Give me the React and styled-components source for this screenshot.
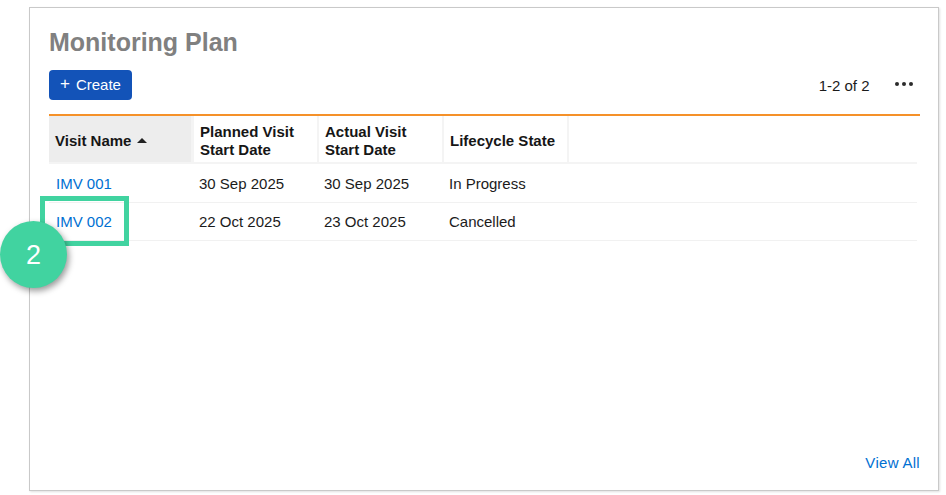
import React from "react";
import styled, { createGlobalStyle } from "styled-components";

const Global = createGlobalStyle`
  html, body {
    margin: 0;
    padding: 0;
    background: #fff;
    font-family: "Liberation Sans", Arial, sans-serif;
  }
`;

const columns = [
  { key: "name", label: "Visit Name", width: 142, sorted: true },
  { key: "planned", label: ["Planned Visit", "Start Date"], width: 123 },
  { key: "actual", label: ["Actual Visit", "Start Date"], width: 123 },
  { key: "state", label: "Lifecycle State", width: 123 },
];

const visits = [
  { name: "IMV 001", planned: "30 Sep 2025", actual: "30 Sep 2025", state: "In Progress" },
  { name: "IMV 002", planned: "22 Oct 2025", actual: "23 Oct 2025", state: "Cancelled" },
];

const App = () => {
  return (
    <Page>
      <Global />
      <Card>
        <Title>Monitoring Plan</Title>
        <Toolbar>
          <CreateButton>
            <span className="plus">+</span>
            <span>Create</span>
          </CreateButton>
          <Pager>
            <span>1-2 of 2</span>
            <Dots>
              <i />
              <i />
              <i />
            </Dots>
          </Pager>
        </Toolbar>
        <Table>
          <HeaderRow>
            {columns.map((col) => (
              <HeaderCell key={col.key} $width={col.width} $sorted={col.sorted}>
                <div>
                  {Array.isArray(col.label)
                    ? col.label.map((line) => <div key={line}>{line}</div>)
                    : col.label}
                </div>
                {col.sorted && <SortArrow />}
              </HeaderCell>
            ))}
            <HeaderCell $fill />
          </HeaderRow>
          {visits.map((visit) => (
            <Row key={visit.name}>
              <NameCell>
                <VisitLink href="#">{visit.name}</VisitLink>
              </NameCell>
              <Cell>{visit.planned}</Cell>
              <Cell>{visit.actual}</Cell>
              <Cell>{visit.state}</Cell>
            </Row>
          ))}
        </Table>
        <Footer>
          <ViewAll href="#">View All</ViewAll>
        </Footer>
      </Card>
      <Highlight />
      <StepBadge>2</StepBadge>
    </Page>
  );
};

export default App;

const Page = styled.div`
  position: relative;
  width: 946px;
  height: 495px;
  padding: 7px 7px 4px 29px;
  box-sizing: border-box;
  overflow: hidden;
`;

const Card = styled.div`
  display: flex;
  flex-direction: column;
  height: 100%;
  box-sizing: border-box;
  padding: 20px 18px 19px 19px;
  background: #fff;
  border: 1px solid #c9c9c9;
  box-shadow: 1px 1px 2px rgba(0, 0, 0, 0.12);
`;

const Title = styled.h2`
  margin: 0;
  font-size: 25px;
  line-height: 29px;
  font-weight: bold;
  color: #808080;
`;

const Toolbar = styled.div`
  display: flex;
  justify-content: space-between;
  align-items: center;
  margin-top: 13px;
  height: 30px;
`;

const CreateButton = styled.button`
  display: flex;
  align-items: center;
  gap: 6px;
  width: 83px;
  height: 30px;
  padding: 0 0 2px 11px;
  border: none;
  border-radius: 4px;
  background: #1353b8;
  color: #fff;
  font-family: inherit;
  font-size: 15px;
  .plus {
    font-size: 17px;
  }
`;

const Pager = styled.div`
  display: flex;
  align-items: center;
  gap: 25px;
  padding-right: 7px;
  font-size: 15px;
  color: #1b1b1b;
`;

const Dots = styled.div`
  display: flex;
  gap: 2.5px;
  margin-bottom: 2px;
  i {
    width: 4.5px;
    height: 4.5px;
    border-radius: 50%;
    background: #2b2b2b;
  }
`;

const Table = styled.div`
  margin-top: 14px;
  border-top: 2px solid #f59129;
`;

const HeaderRow = styled.div`
  display: flex;
  gap: 2px;
  width: 868px;
  height: 48px;
  padding-bottom: 2px;
  box-sizing: border-box;
  background: #f4f4f4;
`;

const HeaderCell = styled.div`
  display: flex;
  align-items: center;
  gap: 6px;
  box-sizing: border-box;
  width: ${(p) => (p.$width ? p.$width + "px" : "auto")};
  flex: ${(p) => (p.$fill ? 1 : "none")};
  margin-right: ${(p) => (p.$sorted ? "1px" : "0")};
  padding: 4px 0 0 6px;
  background: ${(p) => (p.$sorted ? "#ededed" : "#fff")};
  font-size: 15px;
  line-height: 18px;
  font-weight: bold;
  color: #161616;
`;

const SortArrow = styled.span`
  width: 0;
  height: 0;
  margin-top: -1px;
  border-left: 5px solid transparent;
  border-right: 5px solid transparent;
  border-bottom: 5px solid #222;
`;

const Row = styled.div`
  display: flex;
  width: 868px;
  height: 38px;
  box-sizing: border-box;
  align-items: center;
  border-bottom: 1px solid #f1f1f1;
  font-size: 15px;
  color: #1b1b1b;
  &:nth-child(2) {
    height: 39px;
    padding-top: 1px;
  }
`;

const NameCell = styled.div`
  width: 144px;
  padding-left: 7px;
  box-sizing: border-box;
`;

const Cell = styled.div`
  width: 125px;
  padding-left: 6px;
  box-sizing: border-box;
`;

const VisitLink = styled.a`
  color: #0070d2;
  text-decoration: none;
`;

const Footer = styled.div`
  display: flex;
  justify-content: flex-end;
  margin-top: auto;
`;

const ViewAll = styled.a`
  font-size: 15px;
  letter-spacing: 0.3px;
  color: #0070d2;
  text-decoration: none;
`;

const Highlight = styled.div`
  position: absolute;
  left: 40px;
  top: 196px;
  width: 89px;
  height: 50px;
  box-sizing: border-box;
  border: 5px solid #41d3a0;
`;

const StepBadge = styled.div`
  position: absolute;
  left: 0;
  top: 221px;
  width: 67px;
  height: 67px;
  padding-top: 1px;
  box-sizing: border-box;
  display: flex;
  align-items: center;
  justify-content: center;
  border-radius: 50%;
  background: #41d3a0;
  color: #fff;
  font-size: 27px;
  box-shadow: 2px 3px 6px rgba(0, 0, 0, 0.4);
`;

- **To be done**: Write the listing above out again exactly, dropping each image.

- **Solution to this task**:
Give me the React and styled-components source for this screenshot.
import React from "react";
import styled, { createGlobalStyle } from "styled-components";

const Global = createGlobalStyle`
  html, body {
    margin: 0;
    padding: 0;
    background: #fff;
    font-family: "Liberation Sans", Arial, sans-serif;
  }
`;

const columns = [
  { key: "name", label: "Visit Name", width: 142, sorted: true },
  { key: "planned", label: ["Planned Visit", "Start Date"], width: 123 },
  { key: "actual", label: ["Actual Visit", "Start Date"], width: 123 },
  { key: "state", label: "Lifecycle State", width: 123 },
];

const visits = [
  { name: "IMV 001", planned: "30 Sep 2025", actual: "30 Sep 2025", state: "In Progress" },
  { name: "IMV 002", planned: "22 Oct 2025", actual: "23 Oct 2025", state: "Cancelled" },
];

const App = () => {
  return (
    <Page>
      <Global />
      <Card>
        <Title>Monitoring Plan</Title>
        <Toolbar>
          <CreateButton>
            <span className="plus">+</span>
            <span>Create</span>
          </CreateButton>
          <Pager>
            <span>1-2 of 2</span>
            <Dots>
              <i />
              <i />
              <i />
            </Dots>
          </Pager>
        </Toolbar>
        <Table>
          <HeaderRow>
            {columns.map((col) => (
              <HeaderCell key={col.key} $width={col.width} $sorted={col.sorted}>
                <div>
                  {Array.isArray(col.label)
                    ? col.label.map((line) => <div key={line}>{line}</div>)
                    : col.label}
                </div>
                {col.sorted && <SortArrow />}
              </HeaderCell>
            ))}
            <HeaderCell $fill />
          </HeaderRow>
          {visits.map((visit) => (
            <Row key={visit.name}>
              <NameCell>
                <VisitLink href="#">{visit.name}</VisitLink>
              </NameCell>
              <Cell>{visit.planned}</Cell>
              <Cell>{visit.actual}</Cell>
              <Cell>{visit.state}</Cell>
            </Row>
          ))}
        </Table>
        <Footer>
          <ViewAll href="#">View All</ViewAll>
        </Footer>
      </Card>
      <Highlight />
      <StepBadge>2</StepBadge>
    </Page>
  );
};

export default App;

const Page = styled.div`
  position: relative;
  width: 946px;
  height: 495px;
  padding: 7px 7px 4px 29px;
  box-sizing: border-box;
  overflow: hidden;
`;

const Card = styled.div`
  display: flex;
  flex-direction: column;
  height: 100%;
  box-sizing: border-box;
  padding: 20px 18px 19px 19px;
  background: #fff;
  border: 1px solid #c9c9c9;
  box-shadow: 1px 1px 2px rgba(0, 0, 0, 0.12);
`;

const Title = styled.h2`
  margin: 0;
  font-size: 25px;
  line-height: 29px;
  font-weight: bold;
  color: #808080;
`;

const Toolbar = styled.div`
  display: flex;
  justify-content: space-between;
  align-items: center;
  margin-top: 13px;
  height: 30px;
`;

const CreateButton = styled.button`
  display: flex;
  align-items: center;
  gap: 6px;
  width: 83px;
  height: 30px;
  padding: 0 0 2px 11px;
  border: none;
  border-radius: 4px;
  background: #1353b8;
  color: #fff;
  font-family: inherit;
  font-size: 15px;
  .plus {
    font-size: 17px;
  }
`;

const Pager = styled.div`
  display: flex;
  align-items: center;
  gap: 25px;
  padding-right: 7px;
  font-size: 15px;
  color: #1b1b1b;
`;

const Dots = styled.div`
  display: flex;
  gap: 2.5px;
  margin-bottom: 2px;
  i {
    width: 4.5px;
    height: 4.5px;
    border-radius: 50%;
    background: #2b2b2b;
  }
`;

const Table = styled.div`
  margin-top: 14px;
  border-top: 2px solid #f59129;
`;

const HeaderRow = styled.div`
  display: flex;
  gap: 2px;
  width: 868px;
  height: 48px;
  padding-bottom: 2px;
  box-sizing: border-box;
  background: #f4f4f4;
`;

const HeaderCell = styled.div`
  display: flex;
  align-items: center;
  gap: 6px;
  box-sizing: border-box;
  width: ${(p) => (p.$width ? p.$width + "px" : "auto")};
  flex: ${(p) => (p.$fill ? 1 : "none")};
  margin-right: ${(p) => (p.$sorted ? "1px" : "0")};
  padding: 4px 0 0 6px;
  background: ${(p) => (p.$sorted ? "#ededed" : "#fff")};
  font-size: 15px;
  line-height: 18px;
  font-weight: bold;
  color: #161616;
`;

const SortArrow = styled.span`
  width: 0;
  height: 0;
  margin-top: -1px;
  border-left: 5px solid transparent;
  border-right: 5px solid transparent;
  border-bottom: 5px solid #222;
`;

const Row = styled.div`
  display: flex;
  width: 868px;
  height: 38px;
  box-sizing: border-box;
  align-items: center;
  border-bottom: 1px solid #f1f1f1;
  font-size: 15px;
  color: #1b1b1b;
  &:nth-child(2) {
    height: 39px;
    padding-top: 1px;
  }
`;

const NameCell = styled.div`
  width: 144px;
  padding-left: 7px;
  box-sizing: border-box;
`;

const Cell = styled.div`
  width: 125px;
  padding-left: 6px;
  box-sizing: border-box;
`;

const VisitLink = styled.a`
  color: #0070d2;
  text-decoration: none;
`;

const Footer = styled.div`
  display: flex;
  justify-content: flex-end;
  margin-top: auto;
`;

const ViewAll = styled.a`
  font-size: 15px;
  letter-spacing: 0.3px;
  color: #0070d2;
  text-decoration: none;
`;

const Highlight = styled.div`
  position: absolute;
  left: 40px;
  top: 196px;
  width: 89px;
  height: 50px;
  box-sizing: border-box;
  border: 5px solid #41d3a0;
`;

const StepBadge = styled.div`
  position: absolute;
  left: 0;
  top: 221px;
  width: 67px;
  height: 67px;
  padding-top: 1px;
  box-sizing: border-box;
  display: flex;
  align-items: center;
  justify-content: center;
  border-radius: 50%;
  background: #41d3a0;
  color: #fff;
  font-size: 27px;
  box-shadow: 2px 3px 6px rgba(0, 0, 0, 0.4);
`;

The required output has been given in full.